The owner of the memex, let us say, is interested in the origin and properties of the bow and arrow. He has dozens of possibly pertinent books and articles in his memex. First he runs through an article, finds an interesting but sketchy article, and leaves it projected. Next, in a history, he finds another pertinent item, and ties the two together. (p. 45)

Interestingly, this description covers libraries (primary sources), encyclopedias (condensations), and timelines (systematic organization) – different scales of authorship and organization present in a single system. The realization is that human thought is at times broad, in need of summary overviews, yet also specific once details are grasped.

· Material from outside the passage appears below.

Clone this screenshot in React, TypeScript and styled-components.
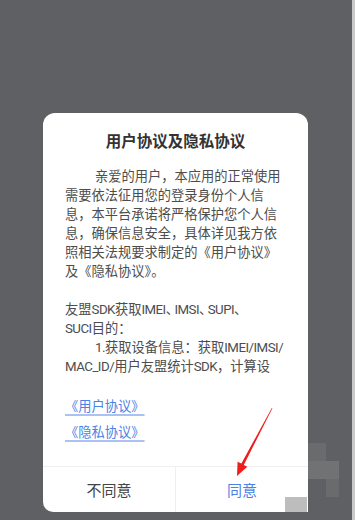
import React from "react";
import styled, { createGlobalStyle } from "styled-components";

const Global = createGlobalStyle`
  html, body { margin: 0; padding: 0; background: #5f6063; }
  body { font-family: Roboto, "Noto Sans CJK SC", sans-serif; }
`;

const Screen = styled.div`
  position: relative;
  width: 355px;
  height: 520px;
  display: flex;
  overflow: hidden;
  background: #5f6063;
`;

const Stage = styled.div`
  flex: 1;
  padding: 113px 0 0 43px;
`;

const EdgeStrip = styled.div`
  width: 3px;
  background: #c9c9c9;
`;

const Dialog = styled.div`
  width: 265px;
  height: 399px;
  background: #ffffff;
  border-radius: 12px 12px 0 10px;
  display: flex;
  flex-direction: column;
`;

const Title = styled.div`
  padding-top: 19px;
  font-size: 15.5px;
  line-height: 20px;
  font-weight: 700;
  color: #333333;
  text-align: center;
`;

const Body = styled.div`
  margin-top: 15px;
  padding: 0 20px 0 22px;
  height: 209px;
  overflow: hidden;
  font-size: 13.25px;
  line-height: 19px;
  color: #4d4d4d;
  white-space: nowrap;
`;

const Para = styled.p<{ $indent?: boolean }>`
  margin: 0;
  text-indent: ${(p) => (p.$indent ? "30px" : "0")};
`;

const Latin = styled.span`
  letter-spacing: -0.5px;
`;

const Mark = styled.span`
  font-feature-settings: "halt";
  padding-right: 2px;
`;

const Spacer = styled.div`
  height: 19px;
`;

const Links = styled.div`
  margin-top: 21px;
  padding-left: 22px;
  display: flex;
  flex-direction: column;
  gap: 6px;
`;

const Link = styled.a`
  align-self: flex-start;
  font-size: 13.25px;
  line-height: 20px;
  color: #4a82e6;
  text-decoration: underline;
  text-decoration-color: #a9c2f2;
  text-decoration-thickness: 1.5px;
  text-underline-offset: 3px;
`;

const Footer = styled.div`
  margin-top: auto;
  height: 45px;
  display: flex;
  border-top: 1px solid #efefef;
`;

const Action = styled.div<{ $primary?: boolean }>`
  flex: 1;
  display: flex;
  align-items: center;
  justify-content: center;
  font-size: 15px;
  color: ${(p) => (p.$primary ? "#4a82e6" : "#444444")};
  & + & {
    border-left: 1px solid #efefef;
  }
`;

const Mosaic = styled.div<{ $x: number; $y: number; $w: number; $h: number; $c: string }>`
  position: absolute;
  left: ${(p) => p.$x}px;
  top: ${(p) => p.$y}px;
  width: ${(p) => p.$w}px;
  height: ${(p) => p.$h}px;
  background: ${(p) => p.$c};
`;

const ArrowLayer = styled.svg`
  position: absolute;
  left: 0;
  top: 0;
  width: 355px;
  height: 520px;
  pointer-events: none;
`;

export default function App() {
  return (
    <>
      <Global />
      <Screen>
        <Stage>
          <Dialog>
            <Title>用户协议及隐私协议</Title>
            <Body>
              <Para $indent>
                亲爱的用户，本应用的正常使用
                <br />
                需要依法征用您的登录身份个人信
                <br />
                息，本平台承诺将严格保护您个人信
                <br />
                息，确保信息安全，具体详见我方依
                <br />
                照相关法规要求制定的《用户协议》
                <br />
                及《隐私协议》。
              </Para>
              <Spacer />
              <Para>
                友盟<Latin>SDK</Latin>获取<Latin>IMEI</Latin>
                <Mark>、</Mark>
                <Latin>IMSI</Latin>
                <Mark>、</Mark>
                <Latin>SUPI</Latin>
                <Mark>、</Mark>
                <br />
                <Latin>SUCI</Latin>目的：
              </Para>
              <Para $indent>
                <Latin>1.</Latin>获取设备信息：获取<Latin>IMEI/IMSI/</Latin>
                <br />
                <Latin>MAC_ID/</Latin>用户友盟统计<Latin>SDK</Latin>，计算设
              </Para>
            </Body>
            <Links>
              <Link>《用户协议》</Link>
              <Link>《隐私协议》</Link>
            </Links>
            <Footer>
              <Action>不同意</Action>
              <Action $primary>同意</Action>
            </Footer>
          </Dialog>
        </Stage>
        <EdgeStrip />
        <Mosaic $x={308} $y={443} $w={18} $h={18} $c="#6a6b6c" />
        <Mosaic $x={308} $y={461} $w={31} $h={18} $c="#717273" />
        <Mosaic $x={326} $y={479} $w={13} $h={18} $c="#6a6b6c" />
        <Mosaic $x={285} $y={497} $w={22} $h={15} $c="#bdbdbd" />
        <ArrowLayer viewBox="0 0 355 520">
          <polygon
            points="272.4,408.2 271.8,407.9 241.4,463.6 237.6,461.7 237,476 247.3,466.7 243.8,464.9"
            fill="#f01d1d"
          />
        </ArrowLayer>
      </Screen>
    </>
  );
}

The implementation of the memex, written in 1945, is described as a system of “books of all sorts, pictures, periodicals and newspapers” placed on microfilm, and fitting into a space the size of a desk, so that “the matter of bulk is well taken care of by microfilm” (p. 45). A wonderful idea until one realizes that the US Library of Congress would require a full city block of microfilm itself (as it does), and the entire Internet would need sixteen city blocks.3 With modern storage, however, this is not the primary issue. More challenging is that the means to organize, navigate, collect, and summarize this knowledge presents many theoretical and practical problems, primary among them that each reader, or organizer, will interpret the material differently.

Quanta: A system for language-based knowledge organization

At present, information systems, card catalogs, and journal indices are almost all stored in relational databases. The relational database model became the industry standard in the 1970s largely due to its simplicity and relative ease of use at the time, while the competing model of network databases continued only as research. However, it is well known that relational databases have critical restrictions on their grammatical expressiveness and flexibility (Levene, 1998). Thus, while modern encyclopedias struggle with being too unstructured, leading to tedious organization and conflicts in authorship, knowledge systems tend to be too structured, allowing for only indexical information rather than deep facts.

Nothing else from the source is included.